Este año la gran fiesta del cine español me ha decepcionado por los pequeños detalles: esas pequeñas cosas que restan el glamour y la perfección necesaria a un evento de estas características. De entrada y de salida, la realización dejó mucho que desear. Televisión Española debería haberse esmerado más: las cámaras hicieron un trabajo desganado, soso, no enfocaban a las personas interesantes de cotillear entre el público, a veces entraban en plano las máquinas, o no sabían donde mantener el objetivo, demasiados planos cortados sin transición. En fin: la realización, desastrosa. Una ocasión para lucirse perdida. La escenografía resultó pobre, fría, sin empaque, sin espacio para moverse los actores y con unos fondos deslucidos. Dani Rovira toreó bien la gala.
El colmo fue el atril que pusieron para desesperación de los premiados. Ana Belén, Goya de Honor por su trayectoria profesional, tuvo que rogar un vaso de agua para poder continuar hablando. Alguien de las primeras filas le ofreció su botellín de agua, que la actriz bebió a morro, y luego no tenía donde dejarlo. Un atril no es una escultura contemporánea minimalista. Un atril debe ser cómodo, y servir a su función: un espacio discreto donde dejar los papeles, poder colocar la cabeza de Goya (me parece una falta de respeto eso de llamarle “Cabezón”) y lograr que las estrellas hablen y estén con las manos libres para expresar sus emociones.
Otra cosa que no entiendo es como, con la cantidad de buenos profesionales españoles que tenemos en la industria del cine (Productores, equipos de dirección, directores de fotografía, sonido, músicos, guionistas, actores y actrices, figurinistas, script, etc.) sea una extranjera la presidenta de la Academia de Cine Español. No tengo nada en contra de la señora Yvonne Blake, una británica, diseñadora de vestuarios, pero fue penoso su discurso, y destrozó nuestro idioma en el rato largo que habló.
Los premios estaban cantados de antemano y fueron justos. No hubo sorpresas, aunque siempre se agradecen. Bayona arrasó con su Un Monstruo viene a verme, y se llevó los mejores reconocimientos: Dirección, Fotografía, Música Original, Efectos Especiales (El Ranchito), Producción, Montaje, Dirección Artística, Sonido (el gran Oriol Tarragó), y maquillaje. Raúl Arévalo se hizo con el galardón a la mejor película Tarde para la ira. Y una Enma Suarez, bella y pletórica Julieta, se llevó el de mejor actriz protagonista y de reparto.
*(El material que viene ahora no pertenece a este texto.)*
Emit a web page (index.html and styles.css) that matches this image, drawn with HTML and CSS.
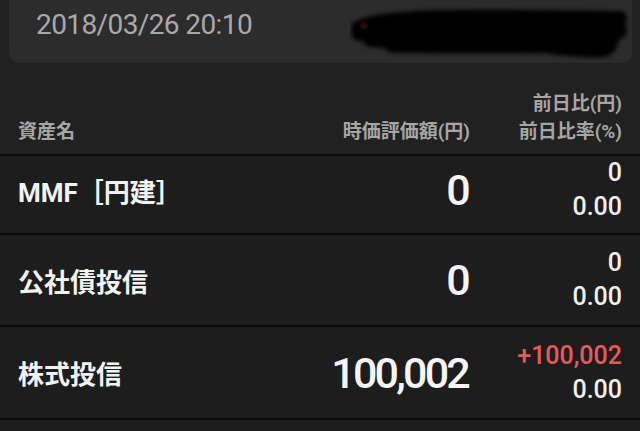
FILE: index.html
```html
<!DOCTYPE html>
<html lang="ja">
<head>
<meta charset="utf-8">
<link rel="stylesheet" href="styles.css">
</head>
<body>
<div class="card">
  <span class="date">2018/03/26 20:10</span>
  <svg class="redact" width="282" height="56" viewBox="0 0 282 56">
    <defs>
      <filter id="b" x="-10%" y="-30%" width="120%" height="160%">
        <feGaussianBlur stdDeviation="2.2"/>
      </filter>
    </defs>
    <g filter="url(#b)" fill="#050505" stroke="#050505" stroke-linecap="round">
      <path d="M8 24 C 30 10, 120 12, 270 14" stroke-width="14" fill="none"/>
      <path d="M10 28 C 60 26, 160 24, 268 26" stroke-width="18" fill="none"/>
      <path d="M20 36 C 80 40, 180 38, 262 36" stroke-width="14" fill="none"/>
      <path d="M40 44 C 120 46, 200 44, 262 44" stroke-width="9" fill="none"/>
      <path d="M200 47 C 230 50, 250 52, 258 49" stroke-width="6" fill="none"/>
    </g>
    <circle cx="14" cy="22" r="3" fill="#4a1212" filter="url(#b)"/>
  </svg>
</div>

<div class="head">
  <div class="h-name">資産名</div>
  <div class="h-val">時価評価額(円)</div>
  <div class="h-chg"><span>前日比(円)</span><span>前日比率(%)</span></div>
</div>

<div class="row r1">
  <div class="name">MMF［円建］</div>
  <div class="val">0</div>
  <div class="chg"><span>0</span><span>0.00</span></div>
</div>
<div class="row r2">
  <div class="name">公社債投信</div>
  <div class="val">0</div>
  <div class="chg"><span>0</span><span>0.00</span></div>
</div>
<div class="row r3">
  <div class="name">株式投信</div>
  <div class="val">100,002</div>
  <div class="chg"><span class="up">+100,002</span><span>0.00</span></div>
</div>
<div class="rest"></div>
</body>
</html>
```

FILE: styles.css
```css
html, body {
  margin: 0;
  padding: 0;
  background: #212121;
  width: 640px;
  height: 431px;
  overflow: hidden;
  font-family: Roboto, "Noto Sans CJK JP", sans-serif;
}

.card {
  margin: 0 8px 0 9px;
  height: 63px;
  background: #2c2c2c;
  border-radius: 0 0 10px 10px;
  display: flex;
  align-items: flex-start;
}

.date {
  margin: 11px 0 0 27px;
  font-size: 28px;
  line-height: 28px;
  color: #a9a9a9;
  letter-spacing: -0.6px;
}

.redact {
  margin: 4px 0 0 auto;
  display: block;
}

.head {
  height: 91px;
  box-sizing: border-box;
  display: grid;
  grid-template-columns: 1fr auto 152px;
  align-items: end;
  padding: 0 18px 8px 18px;
  color: #a6a6a6;
  font-weight: 700;
  font-size: 19px;
  line-height: 28px;
}

.h-val { text-align: right; }

.h-chg {
  display: flex;
  flex-direction: column;
  align-items: flex-end;
}

.row {
  border-top: 2px solid #0b0b0b;
  background: #1d1d1d;
  display: grid;
  grid-template-columns: 1fr auto 152px;
  align-items: center;
  padding: 0 18px;
  box-sizing: border-box;
}

.r1 { height: 79px; padding-bottom: 14px; }
.r2 { height: 92px; }
.r3 { height: 93px; }

.rest {
  border-top: 2px solid #0b0b0b;
  background: #1d1d1d;
  height: 20px;
}

.name {
  color: #f2f2f2;
  font-weight: 700;
  font-size: 26px;
}

.val {
  color: #f5f5f5;
  font-size: 43px;
  font-weight: 500;
  text-align: right;
  letter-spacing: -2.8px;
  margin-right: 2px;
}

.chg {
  display: flex;
  flex-direction: column;
  align-items: flex-end;
  color: #f0f0f0;
  font-size: 25px;
  font-weight: 500;
  line-height: 34px;
}

.up { color: #e85a5a; }
```
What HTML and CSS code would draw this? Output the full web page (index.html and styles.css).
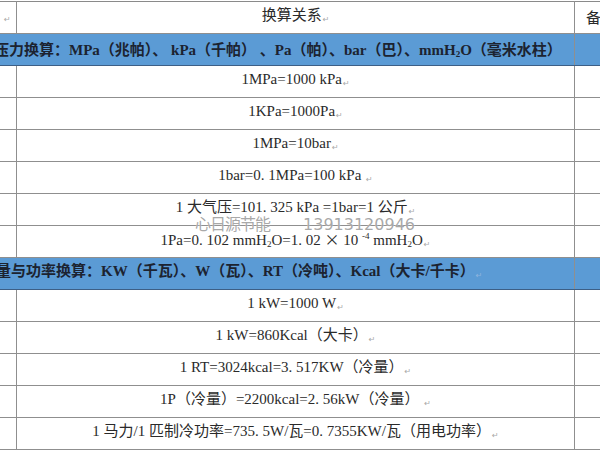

El hombre de las mil caras cosechó menos de lo que esperaba: el premio al mejor guión adaptado, y el premio actor revelación a Carlos Santos, que intentó hacer de Roldán con un físico que no coincidía para nada con el auténtico Luis Roldán, algo que los de la tierra noble o menos noble conocemos de sobra. Ahí, el casting falló.
He visto todas las películas y me quedé con las ganas de que el joven Rodrigo Sorogoyen con su magnífica Que Dios nos perdone fuera reconocido como mejor director o mejor película este año. No pudo ser esta vez, aunque Roberto Álamo le dio la alegría de ser mejor Actor Protagonista. Ya es pena que tengamos un presidente del Gobierno que nunca vaya al cine, y que alardee de ello. No se podía esperar otra cosa de Don Tancredo. Alejandro Amenabar, elegante como un pincel, dijo en el backstage, ya en plan relajado, que le parecía irresponsable que se dediquen a desmantelar una industria, como el cine, que ayuda a crear marca España de la buena, de la de verdad.
La parte mejor de la ceremonia fueron las soberbias películas que competían este año, sus directores y sus intérpretes. Por cierto, Penelope Cruz estaba radiante y perfecta en su vestido negro luciendo pierna, Leonor Watling bellísima en rojo pasión. Y la valiente Silvia Pérez Cruz cantando a los desahuciados con su Goya en la mano, fue la guinda de la noche.